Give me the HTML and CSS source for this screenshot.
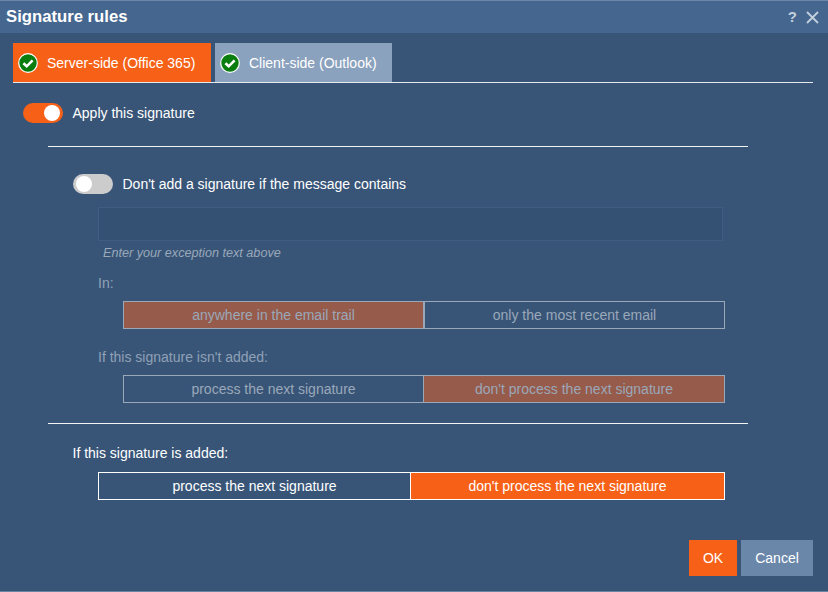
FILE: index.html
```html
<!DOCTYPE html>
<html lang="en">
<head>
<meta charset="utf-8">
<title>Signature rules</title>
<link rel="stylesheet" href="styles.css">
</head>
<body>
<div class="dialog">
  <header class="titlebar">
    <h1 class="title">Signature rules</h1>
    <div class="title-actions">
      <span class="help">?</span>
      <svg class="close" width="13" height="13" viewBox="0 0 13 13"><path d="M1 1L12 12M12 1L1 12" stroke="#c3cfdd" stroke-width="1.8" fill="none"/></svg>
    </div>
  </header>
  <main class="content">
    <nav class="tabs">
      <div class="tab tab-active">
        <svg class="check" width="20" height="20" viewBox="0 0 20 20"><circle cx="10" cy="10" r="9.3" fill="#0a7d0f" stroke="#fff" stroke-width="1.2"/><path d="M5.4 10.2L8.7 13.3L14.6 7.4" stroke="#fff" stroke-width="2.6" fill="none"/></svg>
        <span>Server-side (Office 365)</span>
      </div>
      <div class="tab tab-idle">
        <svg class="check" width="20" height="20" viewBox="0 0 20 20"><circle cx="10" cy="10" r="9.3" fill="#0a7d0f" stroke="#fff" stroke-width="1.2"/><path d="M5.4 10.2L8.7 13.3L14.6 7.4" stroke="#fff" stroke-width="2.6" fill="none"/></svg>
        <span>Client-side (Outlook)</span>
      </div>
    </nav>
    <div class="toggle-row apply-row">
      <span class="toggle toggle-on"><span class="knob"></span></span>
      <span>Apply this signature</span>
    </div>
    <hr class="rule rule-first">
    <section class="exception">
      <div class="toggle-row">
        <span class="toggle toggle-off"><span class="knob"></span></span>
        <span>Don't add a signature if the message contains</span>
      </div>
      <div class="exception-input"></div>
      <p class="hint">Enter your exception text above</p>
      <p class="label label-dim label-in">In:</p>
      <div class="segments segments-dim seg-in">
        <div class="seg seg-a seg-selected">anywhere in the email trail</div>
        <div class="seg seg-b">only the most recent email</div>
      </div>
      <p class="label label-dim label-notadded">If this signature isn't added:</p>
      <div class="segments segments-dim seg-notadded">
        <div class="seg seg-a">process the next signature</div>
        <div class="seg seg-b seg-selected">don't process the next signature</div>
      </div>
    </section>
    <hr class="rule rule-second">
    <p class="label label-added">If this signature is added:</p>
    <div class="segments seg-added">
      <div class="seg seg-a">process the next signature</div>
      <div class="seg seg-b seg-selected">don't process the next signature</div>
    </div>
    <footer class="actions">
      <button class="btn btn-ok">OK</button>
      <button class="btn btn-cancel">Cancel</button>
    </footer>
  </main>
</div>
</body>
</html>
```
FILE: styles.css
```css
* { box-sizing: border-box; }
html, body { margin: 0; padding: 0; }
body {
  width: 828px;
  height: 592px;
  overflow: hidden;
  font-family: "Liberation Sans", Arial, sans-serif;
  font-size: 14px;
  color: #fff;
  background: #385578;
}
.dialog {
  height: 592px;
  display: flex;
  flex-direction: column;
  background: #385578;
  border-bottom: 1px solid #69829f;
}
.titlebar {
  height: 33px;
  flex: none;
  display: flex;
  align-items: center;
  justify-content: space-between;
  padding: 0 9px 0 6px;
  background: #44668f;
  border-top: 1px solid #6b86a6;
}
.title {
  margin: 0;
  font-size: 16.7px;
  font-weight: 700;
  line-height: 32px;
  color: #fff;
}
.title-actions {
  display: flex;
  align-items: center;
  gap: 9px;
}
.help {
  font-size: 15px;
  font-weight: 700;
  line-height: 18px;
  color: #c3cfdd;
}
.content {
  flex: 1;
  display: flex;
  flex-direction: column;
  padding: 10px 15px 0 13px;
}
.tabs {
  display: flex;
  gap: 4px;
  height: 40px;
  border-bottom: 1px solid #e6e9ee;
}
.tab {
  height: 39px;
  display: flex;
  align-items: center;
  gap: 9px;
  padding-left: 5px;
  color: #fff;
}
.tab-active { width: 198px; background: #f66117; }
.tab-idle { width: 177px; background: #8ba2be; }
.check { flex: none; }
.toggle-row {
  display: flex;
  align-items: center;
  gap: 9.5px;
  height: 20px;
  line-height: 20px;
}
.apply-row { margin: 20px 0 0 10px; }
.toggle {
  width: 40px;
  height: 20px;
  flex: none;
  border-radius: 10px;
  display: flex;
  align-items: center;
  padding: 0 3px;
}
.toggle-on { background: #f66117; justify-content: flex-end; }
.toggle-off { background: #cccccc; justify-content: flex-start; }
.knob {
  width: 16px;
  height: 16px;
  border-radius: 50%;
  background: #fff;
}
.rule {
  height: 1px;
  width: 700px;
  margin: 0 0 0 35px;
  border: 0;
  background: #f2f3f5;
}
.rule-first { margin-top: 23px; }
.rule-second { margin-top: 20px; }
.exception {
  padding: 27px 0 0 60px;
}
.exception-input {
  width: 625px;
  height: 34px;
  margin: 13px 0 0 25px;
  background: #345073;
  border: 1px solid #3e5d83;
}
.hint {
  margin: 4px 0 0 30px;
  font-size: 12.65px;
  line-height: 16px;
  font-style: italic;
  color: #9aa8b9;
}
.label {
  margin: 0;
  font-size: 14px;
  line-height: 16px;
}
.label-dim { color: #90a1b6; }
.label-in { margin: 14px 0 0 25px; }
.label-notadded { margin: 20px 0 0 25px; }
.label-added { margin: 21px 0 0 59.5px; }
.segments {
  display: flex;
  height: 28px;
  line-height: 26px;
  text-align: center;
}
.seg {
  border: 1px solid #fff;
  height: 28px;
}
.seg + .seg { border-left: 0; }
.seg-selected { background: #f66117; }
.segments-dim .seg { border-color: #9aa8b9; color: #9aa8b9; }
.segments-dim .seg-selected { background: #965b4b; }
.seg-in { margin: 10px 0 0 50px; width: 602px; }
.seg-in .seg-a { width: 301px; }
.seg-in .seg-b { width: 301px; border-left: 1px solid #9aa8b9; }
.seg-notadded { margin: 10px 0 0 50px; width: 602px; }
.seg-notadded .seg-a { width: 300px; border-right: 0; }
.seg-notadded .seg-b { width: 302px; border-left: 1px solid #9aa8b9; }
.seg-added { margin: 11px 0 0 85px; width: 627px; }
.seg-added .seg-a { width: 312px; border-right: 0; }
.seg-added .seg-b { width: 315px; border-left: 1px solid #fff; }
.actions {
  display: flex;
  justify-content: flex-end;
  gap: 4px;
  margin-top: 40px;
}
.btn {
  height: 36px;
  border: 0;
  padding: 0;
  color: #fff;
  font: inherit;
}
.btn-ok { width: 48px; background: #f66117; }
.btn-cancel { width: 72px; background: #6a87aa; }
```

Task directions. The answer is the number of lines in the preceding material that hold "this"; write that number and nothing else.

The solution. 4